Top contender Sen. John Kerry's campaign manager, Jim Jordan, predicts, "You'll see for a certain amount of time an absence of criticism of the commander in chief. But just as it became incumbent for Democrats to offer observations and even criticism of the administration post-9/11, that will happen again here, I'm sure," he recently told the Los Angeles Times.

"Everyone's going to support our troops," promises Democratic National Committee Chairman Terry McAuliffe, but, he warns, "We will not sit on the sidelines while more people lose their jobs and more families are left without health care." Translation: The Democrats will say nice things about the men and women in uniform but won't hesitate to demagogue the fellow who sends them into battle.

No one expects the Democrats to postpone their presidential nomination process for the duration of the war. But second-guessing the incumbent's foreign and defense policy as a means to win the nomination is bad for the country and could backfire on the Democratic Party as well, especially if voters think candidates are doing so primarily for partisan gain. The Democrats are already in danger of looking opportunistic with their criticism of the president's handling of the war on terrorism and the North Koreans.

Democrats have accused the president of neglecting the fight against terrorism in order to pursue a war against Iraq. "It's the terrorists who represent the greater threat," claims Sen. Bob Graham (D-FL), who this week announced his presidential bid.

The Democrats' case looks trumped up, however, in light of the apprehension last week of two top al Qaeda operatives, Khalid Shaikh Mohammed, the alleged mastermind of the 9/11 attack, and Mustafa Ahmed al-Hawsawi, its alleged financier. Indeed, the war against international terrorism has been going well. This war is, by nature, slow and tedious, with much of the fight itself invisible. Nonetheless, the United States and its allies have arrested hundreds of al Qaeda-trained men, have interrupted the flow of funds used to finance terrorist operations, and have driven those leaders not already killed or apprehended further underground, where it is more difficult to accomplish their evil aims.

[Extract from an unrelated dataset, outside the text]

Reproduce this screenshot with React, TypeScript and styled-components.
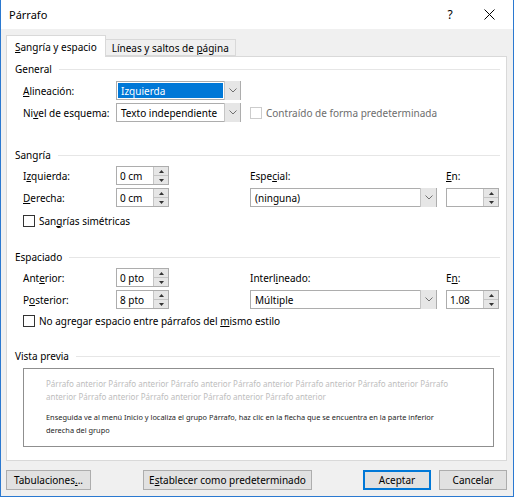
import React from "react";
import styled, { createGlobalStyle } from "styled-components";

const GlobalStyle = createGlobalStyle`
  html, body {
    margin: 0;
    padding: 0;
    background: #ffffff;
  }
  body {
    font-family: "Noto Sans", "Open Sans", sans-serif;
    font-size: 10px;
    color: #000;
  }
`;

const Window = styled.div`
  width: 514px;
  height: 497px;
  box-sizing: border-box;
  border: 1px solid #2b79d0;
  border-top: none;
  background: #f0f0f0;
  display: flex;
  flex-direction: column;
`;

const TitleBar = styled.div`
  height: 29px;
  background: #ffffff;
  display: flex;
  align-items: center;
  padding: 0 4px 0 8px;
`;

const Title = styled.div`
  flex: 1;
  font-size: 11px;
`;

const TitleButton = styled.div<{ $width: number }>`
  width: ${(p) => p.$width}px;
  height: 29px;
  display: flex;
  align-items: center;
  justify-content: center;
  font-size: 12px;
`;

const Body = styled.div`
  flex: 1;
  display: flex;
  flex-direction: column;
  padding: 6px 6px 0 5px;
`;

const TabStrip = styled.div`
  display: flex;
  align-items: flex-end;
  height: 21px;
`;

const Tab = styled.div<{ $active?: boolean }>`
  box-sizing: border-box;
  height: ${(p) => (p.$active ? "22px" : "17px")};
  padding: ${(p) => (p.$active ? "0 8px" : "0 6px")};
  display: flex;
  align-items: center;
  background: ${(p) => (p.$active ? "#ffffff" : "#f0f0f0")};
  border: 1px solid #d9d9d9;
  border-bottom: ${(p) => (p.$active ? "none" : "1px solid #d9d9d9")};
  border-left: ${(p) => (p.$active ? "1px solid #d9d9d9" : "none")};
  margin-bottom: ${(p) => (p.$active ? "-1px" : "0")};
  position: relative;
  z-index: ${(p) => (p.$active ? 1 : 0)};
  white-space: nowrap;
`;

const Panel = styled.div`
  box-sizing: border-box;
  height: 405px;
  background: #ffffff;
  border: 1px solid #d9d9d9;
  padding: 5px 6px 0 8px;
  display: flex;
  flex-direction: column;
`;

const SectionHeader = styled.div<{ $top?: number }>`
  display: flex;
  align-items: center;
  height: 14px;
  margin-top: ${(p) => p.$top ?? 0}px;
  &::after {
    content: "";
    flex: 1;
    height: 1px;
    background: #e6e6e6;
    margin-left: 7px;
  }
`;

const FormGrid = styled.div<{ $top: number }>`
  display: grid;
  grid-template-columns: 93px 134px 196px 53px;
  grid-auto-rows: 19px;
  row-gap: 3px;
  align-items: center;
  margin: ${(p) => p.$top}px 0 0 8px;
`;

const Label = styled.span<{ $disabled?: boolean }>`
  white-space: nowrap;
  color: ${(p) => (p.$disabled ? "#6d6d6d" : "#000")};
`;

const Key = styled.span`
  text-decoration: underline;
  text-underline-offset: 1px;
`;

const SelectBox = styled.div<{ $width: number }>`
  box-sizing: border-box;
  width: ${(p) => p.$width}px;
  height: 19px;
  border: 1px solid #adadad;
  background: #ffffff;
  display: flex;
  align-items: stretch;
  padding: 1px 0 1px 1px;
`;

const SelectValue = styled.div<{ $selected?: boolean }>`
  flex: 1;
  display: flex;
  align-items: center;
  padding-left: 3px;
  margin-right: 1px;
  background: ${(p) => (p.$selected ? "#0078d7" : "transparent")};
  color: ${(p) => (p.$selected ? "#ffffff" : "#000")};
`;

const DropButton = styled.div`
  width: 15px;
  margin: -2px 0;
  background: #e6e6e6;
  border-left: 1px solid #c5c5c5;
  display: flex;
  align-items: center;
  justify-content: center;
`;

const SpinBox = styled.div`
  box-sizing: border-box;
  width: 53px;
  height: 19px;
  border: 1px solid #adadad;
  background: #ffffff;
  display: flex;
`;

const SpinValue = styled.div`
  flex: 1;
  display: flex;
  align-items: center;
  padding-left: 3px;
`;

const SpinButtons = styled.div`
  width: 14px;
  display: flex;
  flex-direction: column;
  border-left: 1px solid #c5c5c5;
  background: #e6e6e6;
`;

const SpinHalf = styled.div`
  flex: 1;
  display: flex;
  align-items: center;
  justify-content: center;
  & + & {
    border-top: 1px solid #c5c5c5;
  }
`;

const CheckRow = styled.label<{ $top?: number }>`
  display: flex;
  align-items: center;
  gap: 4px;
  grid-column: 1 / -1;
  margin-top: ${(p) => p.$top ?? 0}px;
  white-space: nowrap;
`;

const InlineCheck = styled.label`
  display: flex;
  align-items: center;
  gap: 4px;
  grid-column: 3 / 5;
  white-space: nowrap;
`;

const CheckBox = styled.span<{ $disabled?: boolean }>`
  box-sizing: border-box;
  width: 12px;
  height: 12px;
  border: 1px solid ${(p) => (p.$disabled ? "#cccccc" : "#333333")};
  background: #ffffff;
`;

const Preview = styled.div`
  box-sizing: border-box;
  margin: 5px 6px 0 8px;
  height: 79px;
  border: 1px solid #8f8f8f;
  padding: 8px 30px 0 22px;
  line-height: 13px;
`;

const PreviewPara = styled.p<{ $previous?: boolean }>`
  margin: 0 0 8px 0;
  font-size: ${(p) => (p.$previous ? "8px" : "7.4px")};
  color: ${(p) => (p.$previous ? "#bdbdbd" : "#1e1e1e")};
`;

const Footer = styled.div`
  display: flex;
  align-items: center;
  margin-top: 9px;
`;

const Button = styled.button<{ $width: number; $default?: boolean; $gap?: number }>`
  box-sizing: border-box;
  width: ${(p) => p.$width}px;
  height: 20px;
  margin-left: ${(p) => p.$gap ?? 0}px;
  padding: 0;
  font: inherit;
  color: #000;
  background: #e1e1e1;
  border: ${(p) => (p.$default ? "2px solid #0078d7" : "1px solid #adadad")};
`;

const Spacer = styled.div`
  flex: 1;
`;

const Chevron = () => (
  <svg width="8" height="5" viewBox="0 0 8 5">
    <polyline points="0.5,0.5 4,4 7.5,0.5" fill="none" stroke="#707070" strokeWidth="1" />
  </svg>
);

const Arrow = ({ up }: { up?: boolean }) => (
  <svg width="5" height="3" viewBox="0 0 5 3">
    <polygon points={up ? "0,3 5,3 2.5,0" : "0,0 5,0 2.5,3"} fill="#333" />
  </svg>
);

const CloseIcon = () => (
  <svg width="11" height="11" viewBox="0 0 11 11">
    <path d="M0.5 0.5 L10.5 10.5 M10.5 0.5 L0.5 10.5" stroke="#000" strokeWidth="1" />
  </svg>
);

const Select = ({ value, width, selected }: { value: string; width: number; selected?: boolean }) => (
  <SelectBox $width={width}>
    <SelectValue $selected={selected}>{value}</SelectValue>
    <DropButton>
      <Chevron />
    </DropButton>
  </SelectBox>
);

const Spin = ({ value }: { value?: string }) => (
  <SpinBox>
    <SpinValue>{value}</SpinValue>
    <SpinButtons>
      <SpinHalf>
        <Arrow up />
      </SpinHalf>
      <SpinHalf>
        <Arrow />
      </SpinHalf>
    </SpinButtons>
  </SpinBox>
);

const previous = Array(11).fill("Párrafo anterior").join(" ");

const App = () => {
  return (
    <>
      <GlobalStyle />
      <Window>
        <TitleBar>
          <Title>Párrafo</Title>
          <TitleButton $width={38}>?</TitleButton>
          <TitleButton $width={40}>
            <CloseIcon />
          </TitleButton>
        </TitleBar>
        <Body>
          <TabStrip>
            <Tab $active>
              <span>
                <Key>S</Key>angría y espacio
              </span>
            </Tab>
            <Tab>
              <span>
                Líneas y saltos de <Key>p</Key>ágina
              </span>
            </Tab>
          </TabStrip>
          <Panel>
            <SectionHeader>General</SectionHeader>
            <FormGrid $top={5}>
              <Label>
                <Key>A</Key>lineación:
              </Label>
              <Select value="Izquierda" width={125} selected />
              <span />
              <span />
              <Label>
                Ni<Key>v</Key>el de esquema:
              </Label>
              <Select value="Texto independiente" width={125} />
              <InlineCheck>
                <CheckBox $disabled />
                <Label $disabled>Contraído de forma predeterminada</Label>
              </InlineCheck>
            </FormGrid>

            <SectionHeader $top={26}>Sangría</SectionHeader>
            <FormGrid $top={4}>
              <Label>
                I<Key>z</Key>quierda:
              </Label>
              <Spin value="0 cm" />
              <Label>
                Espe<Key>c</Key>ial:
              </Label>
              <Label>
                <Key>E</Key>n:
              </Label>
              <Label>
                <Key>D</Key>erecha:
              </Label>
              <Spin value="0 cm" />
              <Select value="(ninguna)" width={187} />
              <Spin />
              <CheckRow $top={2}>
                <CheckBox />
                <Label>
                  San<Key>g</Key>rías simétricas
                </Label>
              </CheckRow>
            </FormGrid>

            <SectionHeader $top={21}>Espaciado</SectionHeader>
            <FormGrid $top={4}>
              <Label>
                Ant<Key>e</Key>rior:
              </Label>
              <Spin value="0 pto" />
              <Label>
                Interl<Key>i</Key>neado:
              </Label>
              <Label>
                E<Key>n</Key>:
              </Label>
              <Label>
                P<Key>o</Key>sterior:
              </Label>
              <Spin value="8 pto" />
              <Select value="Múltiple" width={187} />
              <Spin value="1.08" />
              <CheckRow $top={-1}>
                <CheckBox />
                <Label>
                  No agregar espacio entre párrafos del <Key>m</Key>ismo estilo
                </Label>
              </CheckRow>
            </FormGrid>

            <SectionHeader $top={18}>Vista previa</SectionHeader>
            <Preview>
              <PreviewPara $previous>{previous}</PreviewPara>
              <PreviewPara>
                Enseguida ve al menú Inicio y localiza el grupo Párrafo, haz clic en la flecha que se encuentra en la
                parte inferior derecha del grupo
              </PreviewPara>
            </Preview>
          </Panel>
          <Footer>
            <Button $width={85}>
              Tabulaciones<Key>.</Key>..
            </Button>
            <Button $width={169} $gap={52}>
              E<Key>s</Key>tablecer como predeterminado
            </Button>
            <Spacer />
            <Button $width={68} $default>
              Aceptar
            </Button>
            <Button $width={68} $gap={8}>
              Cancelar
            </Button>
          </Footer>
        </Body>
      </Window>
    </>
  );
};

export default App;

Several key Democrats have also criticized the administration for its unwillingness to take a hard line against North Korea, implying that they think Kim Il Jong is a bigger threat than Saddam Hussein and that they would support military action against North Korea if the rogue nation keeps up its belligerence. These new Democrat hawks -- an oxymoron, if recent history is any guide -- point to Bill Clinton's handling of a similar crisis during his presidency. Contrary to revisionist claims that Clinton almost went to war when the North Koreans started acting up in the mid-1990s, in fact, Clinton took Teddy Roosevelt's dictum and turned it on its head. Instead of talking softly and carrying a big stick, Clinton talked loudly and carried a big carrot -- namely millions of dollars in U.S. aid and help in building two North Korean light-water nuclear reactors.

The Democrats have their work cut out for them wresting control of the White House from a popular president. The way to do it isn't by undermining U.S. foreign policy.